E Ferraris. E micro-ondas. E smartphones. E, evidentemente, antenas parabólicas
e descodificadores para a malta do pontapé-na-bola ver futebol na TV.
A regionalização, meus amigos, é
o novo milagre das rosas, que se transformam em pãezinhos (e não estes em
rosas) no regaço dos presidentes dos executivos regionais (tal como já sucedia,
aliás, no regaço do doutor Alberto João Jardim). E assim, com tanto pão, é uma
autêntica revolução gastronómica que se prepara. De fazer inveja a Galileu e a
Copérnico. Porque a regionalização, digo-vos eu, é o novo Sol da Terra, em
volta do qual passarão a girar os estômagos de todas as portuguesas e
portugueses. Sim, eu vi o futuro radioso. Nele haverá acepipes de arromba e
iguarias prodigiosas - até hoje desconhecidas do homo lusitanus, mas
absolutamente dignas de Pantagruel - tais como o cozido à portuguesa, a
feijoada à transmontana, as tripas à moda do Porto e a açorda à alentejana (sem
esquecer as favas com chouriço e entrecosto, evidentemente). E também haverá
vinho, a rodos e a granel, de fazer estalar o céu-da-boca. E o vinho será tinto
e será branco – mas, atenção, em algumas regiões do país também será verde.

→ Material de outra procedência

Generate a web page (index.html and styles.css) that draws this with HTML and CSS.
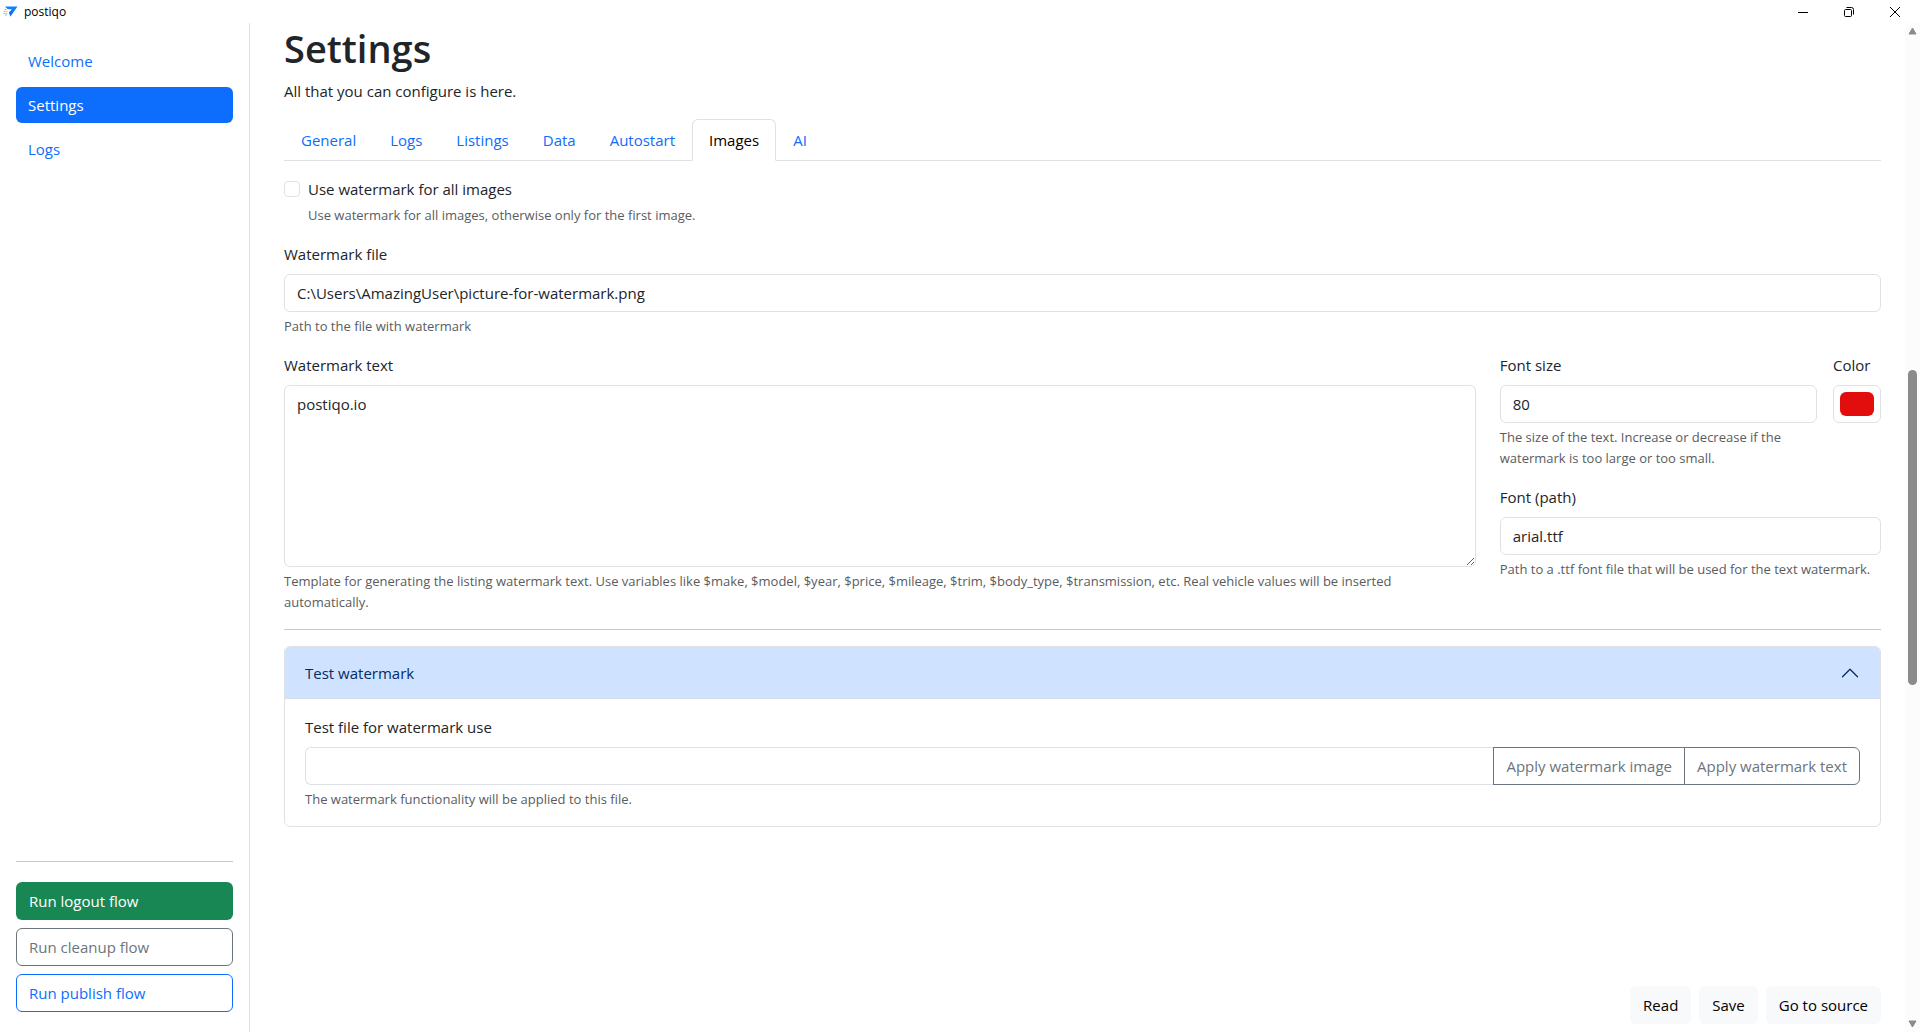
FILE: index.html
```html
<!DOCTYPE html>
<html lang="en">
<head>
  <meta charset="UTF-8">
  <meta name="viewport" content="width=device-width, initial-scale=1.0">
  <title>postiqo</title>
  <link rel="stylesheet" href="styles.css">
</head>
<body>
  <!-- Window title bar -->
  <header class="titlebar">
    <svg class="app-icon" width="16" height="14" viewBox="0 0 16 14" aria-hidden="true">
      <path d="M2 1.500H14.500L7.500 11.500L6 7.500L9 4.500L4.500 4Z" fill="#0d82ff"/>
      <path d="M6 7.500L10 4L7.500 11.500Z" fill="#1268e8"/>
      <path d="M1.500 4.500h3M0.500 6.500h4M0.500 8.500h4M2 10h3" stroke="#7dbcff" stroke-dasharray="2 1" fill="none"/>
    </svg>
    <span class="app-name">postiqo</span>
    <div class="window-controls">
      <button type="button" aria-label="Minimize">
        <svg width="12" height="12" viewBox="0 0 12 12"><path d="M1 6.500h10" stroke="#000" fill="none"/></svg>
      </button>
      <button type="button" aria-label="Restore">
        <svg width="12" height="12" viewBox="0 0 12 12" fill="none" stroke="#000"><rect x="1.500" y="3.500" width="7" height="7" rx="1"/><path d="M3.500 1.500h5a2 2 0 0 1 2 2v5"/></svg>
      </button>
      <button type="button" aria-label="Close">
        <svg width="12" height="12" viewBox="0 0 12 12"><path d="M1 1l10 10M11 1L1 11" stroke="#000" fill="none"/></svg>
      </button>
    </div>
  </header>

  <div class="app">
    <aside class="sidebar">
      <nav class="side-nav">
        <a href="#welcome">Welcome</a>
        <a href="#settings" class="active">Settings</a>
        <a href="#logs">Logs</a>
      </nav>
      <div class="flows">
        <hr>
        <button type="button" class="btn btn-success">Run logout flow</button>
        <button type="button" class="btn btn-outline-secondary">Run cleanup flow</button>
        <button type="button" class="btn btn-outline-primary">Run publish flow</button>
      </div>
    </aside>

    <main class="content">
      <h1>Settings</h1>
      <p>All that you can configure is here.</p>

      <nav class="tabs">
        <a href="#general">General</a>
        <a href="#tab-logs">Logs</a>
        <a href="#listings">Listings</a>
        <a href="#data">Data</a>
        <a href="#autostart">Autostart</a>
        <a href="#images" class="active">Images</a>
        <a href="#ai">AI</a>
      </nav>

      <form id="images" class="settings-form">
        <div class="form-check">
          <input type="checkbox" id="useForAll">
          <div>
            <label for="useForAll">Use watermark for all images</label>
            <div class="form-text">Use watermark for all images, otherwise only for the first image.</div>
          </div>
        </div>

        <div class="field">
          <label for="watermarkFile">Watermark file</label>
          <input type="text" class="form-control" id="watermarkFile" value="C:\Users\AmazingUser\picture-for-watermark.png">
          <div class="form-text">Path to the file with watermark</div>
        </div>

        <div class="row">
          <div class="field col-text">
            <label for="watermarkText">Watermark text</label>
            <textarea class="form-control" id="watermarkText" rows="7">postiqo.io</textarea>
            <div class="form-text">Template for generating the listing watermark text. Use variables like $make, $model, $year, $price, $mileage, $trim, $body_type, $transmission, etc. Real vehicle values will be inserted automatically.</div>
          </div>
          <div class="col-font">
            <div class="font-row">
              <div class="field field-size">
                <label for="fontSize">Font size</label>
                <input type="text" class="form-control" id="fontSize" value="80">
                <div class="form-text">The size of the text. Increase or decrease if the watermark is too large or too small.</div>
              </div>
              <div class="field field-color">
                <label for="color">Color</label>
                <input type="color" class="form-color" id="color" value="#e20d0d">
              </div>
            </div>
            <div class="field">
              <label for="fontPath">Font (path)</label>
              <input type="text" class="form-control" id="fontPath" value="arial.ttf">
              <div class="form-text">Path to a .ttf font file that will be used for the text watermark.</div>
            </div>
          </div>
        </div>

        <hr>

        <section class="accordion">
          <button type="button" class="accordion-button" aria-expanded="true">
            <span>Test watermark</span>
            <svg width="20" height="20" viewBox="0 0 16 16" aria-hidden="true"><path d="M2 11L8 5L14 11" fill="none" stroke="#052c65" stroke-linecap="round" stroke-linejoin="round"/></svg>
          </button>
          <div class="accordion-body">
            <label for="testFile">Test file for watermark use</label>
            <div class="input-group">
              <input type="text" class="form-control" id="testFile">
              <button type="button" class="btn btn-outline-secondary">Apply watermark image</button>
              <button type="button" class="btn btn-outline-secondary">Apply watermark text</button>
            </div>
            <div class="form-text">The watermark functionality will be applied to this file.</div>
          </div>
        </section>
      </form>

      <footer class="actions">
        <button type="button" class="btn btn-light">Read</button>
        <button type="button" class="btn btn-light">Save</button>
        <button type="button" class="btn btn-light">Go to source</button>
      </footer>
    </main>

    <div class="scrollbar" aria-hidden="true">
      <svg width="9" height="8" viewBox="0 0 9 8"><path d="M4.500 1L8 7H1Z" fill="#8b8b8b" stroke="#8b8b8b" stroke-linejoin="round"/></svg>
      <div class="scroll-track"><div class="scroll-thumb"></div></div>
      <svg width="9" height="8" viewBox="0 0 9 8"><path d="M1 1H8L4.500 7Z" fill="#8b8b8b" stroke="#8b8b8b" stroke-linejoin="round"/></svg>
    </div>
  </div>
</body>
</html>
```
FILE: styles.css
```css
* {
  box-sizing: border-box;
}

body {
  display: flex;
  flex-direction: column;
  height: 100vh;
  margin: 0;
  overflow: hidden;
  font-family: "Open Sans", "Noto Sans", sans-serif;
  font-size: 15px;
  line-height: 24px;
  color: #212529;
  background-color: #fff;
}

button,
input,
textarea {
  font: inherit;
  color: inherit;
}

button {
  cursor: pointer;
}

a {
  color: #0d6efd;
  text-decoration: none;
}

hr {
  width: 100%;
  margin: 0;
  border: 0;
  border-top: 1px solid #c7c8c9;
}

/* Title bar */
.titlebar {
  display: flex;
  align-items: center;
  height: 23px;
  padding: 0 2px 0 3px;
  color: #000;
}

.app-name {
  margin-left: 5px;
  font-size: 12px;
}

.window-controls {
  display: flex;
  margin-left: auto;
}

.window-controls button {
  display: flex;
  align-items: center;
  justify-content: center;
  width: 46px;
  height: 22px;
  padding: 0;
  border: 0;
  background: none;
}

.app {
  display: flex;
  flex: 1;
  min-height: 0;
}

/* Sidebar */
.sidebar {
  display: flex;
  flex-direction: column;
  justify-content: space-between;
  width: 250px;
  padding: 20px 16px;
  border-right: 1px solid #dee2e6;
}

.side-nav,
.flows {
  display: flex;
  flex-direction: column;
  gap: 8px;
}

.side-nav a {
  padding: 6px 12px;
  border-radius: 6px;
}

.side-nav a.active {
  color: #fff;
  background-color: #0d6efd;
}

.flows hr {
  margin-bottom: 12px;
}

.btn {
  padding: 6px 12px;
  border: 1px solid transparent;
  border-radius: 6px;
  background-color: #fff;
  text-align: left;
  white-space: nowrap;
}

.btn-success {
  color: #fff;
  background-color: #198754;
}

.btn-outline-secondary {
  color: #6c757d;
  border-color: #6c757d;
}

.btn-outline-primary {
  color: #0d6efd;
  border-color: #0d6efd;
}

.btn-light {
  color: #000;
  background-color: #f8f9fa;
}

/* Content */
.content {
  display: flex;
  flex: 1;
  flex-direction: column;
  min-width: 0;
  padding: 0 24px 8px 34px;
}

h1 {
  margin: 0 0 6px;
  font-size: 38px;
  font-weight: 600;
  line-height: 50px;
}

p {
  margin: 0 0 16px;
}

.tabs {
  display: flex;
  border-bottom: 1px solid #dee2e6;
}

.tabs a {
  margin-bottom: -1px;
  padding: 8px 16px;
  border: 1px solid transparent;
  border-radius: 6px 6px 0 0;
}

.tabs a.active {
  color: #000;
  background-color: #fff;
  border-color: #dee2e6 #dee2e6 #fff;
}

.settings-form {
  display: flex;
  flex-direction: column;
  gap: 16px;
  padding-top: 16px;
}

.form-check {
  display: flex;
  gap: 8px;
}

.form-check input {
  width: 16px;
  height: 16px;
  margin: 4px 0 0;
  border: 1px solid #dee2e6;
  border-radius: 4px;
  appearance: none;
}

label {
  display: block;
}

.field label,
.accordion-body label {
  margin-bottom: 8px;
}

.form-text {
  margin-top: 4px;
  font-size: 13px;
  line-height: 21px;
  color: #595c5f;
}

.form-control {
  display: block;
  width: 100%;
  padding: 6px 12px;
  border: 1px solid #dee2e6;
  border-radius: 6px;
  background-color: #fff;
}

input.form-control {
  height: 38px;
}

textarea.form-control {
  resize: vertical;
}

.row {
  display: grid;
  grid-template-columns: repeat(12, 1fr);
  column-gap: 24px;
}

.col-text {
  grid-column: span 9;
}

.col-font {
  display: flex;
  flex-direction: column;
  grid-column: span 3;
  gap: 16px;
}

.font-row {
  display: flex;
  gap: 16px;
}

.field-size {
  flex: 1;
}

.field-color {
  width: 48px;
}

.form-color {
  display: block;
  width: 48px;
  height: 38px;
  padding: 6px;
  border: 1px solid #dee2e6;
  border-radius: 6px;
  background-color: #fff;
}

.form-color::-webkit-color-swatch-wrapper {
  padding: 0;
}

.form-color::-webkit-color-swatch {
  border: 0;
  border-radius: 6px;
}

/* Accordion */
.accordion {
  border: 1px solid #dee2e6;
  border-radius: 6px;
  overflow: hidden;
}

.accordion-button {
  display: flex;
  align-items: center;
  justify-content: space-between;
  width: 100%;
  height: 52px;
  padding: 0 20px;
  border: 0;
  border-bottom: 1px solid #d5dcea;
  color: #052c65;
  background-color: #cfe2ff;
}

.accordion-body {
  padding: 16px 20px;
}

.input-group {
  display: flex;
}

.input-group .form-control {
  flex: 1;
  border-right: 0;
  border-radius: 6px 0 0 6px;
}

.input-group .btn {
  border-radius: 0;
}

.input-group .btn:last-child {
  margin-left: -1px;
  border-radius: 0 6px 6px 0;
}

.actions {
  display: flex;
  justify-content: flex-end;
  gap: 8px;
  margin-top: auto;
}

/* Scrollbar */
.scrollbar {
  display: flex;
  flex-direction: column;
  align-items: center;
  width: 15px;
  padding: 4px 0;
  background-color: #fcfcfc;
}

.scroll-track {
  display: flex;
  flex: 1;
  flex-direction: column;
  justify-content: center;
}

.scroll-thumb {
  width: 9px;
  height: 32%;
  border-radius: 5px;
  background-color: #8b8b8b;
}
```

Como o Sporting, que voltará, finalmente, a ser campeão, logo que o Porto e o
Benfica comecem a jogar na Superliga Europeia (o que é tão certo como Bill
Clinton passar a ter juízo e Boris Ieltsin deixar de beber vodka). E haverá,
ainda, o Boi Ápis de Barrancos: será morto e renascerá todos os anos – para
gáudio dos nossos estômagos, iracúndia dos juízes, repouso da GNR e sossego do
ministro Armando Vara.
Sim, eu vi o futuro radioso. E digo-lhes
que a regionalização há-de ser - sobretudo quando cantada por Quim Barreiros -
o “Viagra” dos portugueses. Com ela, haverá um espantoso incremento da
procriação, que é tão necessária ao povoamento do Portugal interior, recôndito
e desertificado. Sem ela, o desastre demográfico seria inevitável, e os
portugueses tornar-se-iam uma “espécie em vias de extinção” - e o homo
lusitanus passaria a ser tão raro como o lince da Malcata… Por isso eu digo:
“Vão por mim. Não estejam assim
tão carrancudos. Façam como os Monty Python. Divirtam-se à brava com tudo isto.
Não deixem que o ar fique tão carregado como nos tempos do ‘cavaquismo’. Olhem
que uma reforma destas não se faz todos os séculos. E, feita esta, não será
preciso fazer mais nenhuma...”
De resto, quanto ao que ela
custaria, “é só fazer as contas”, como diria Guterres.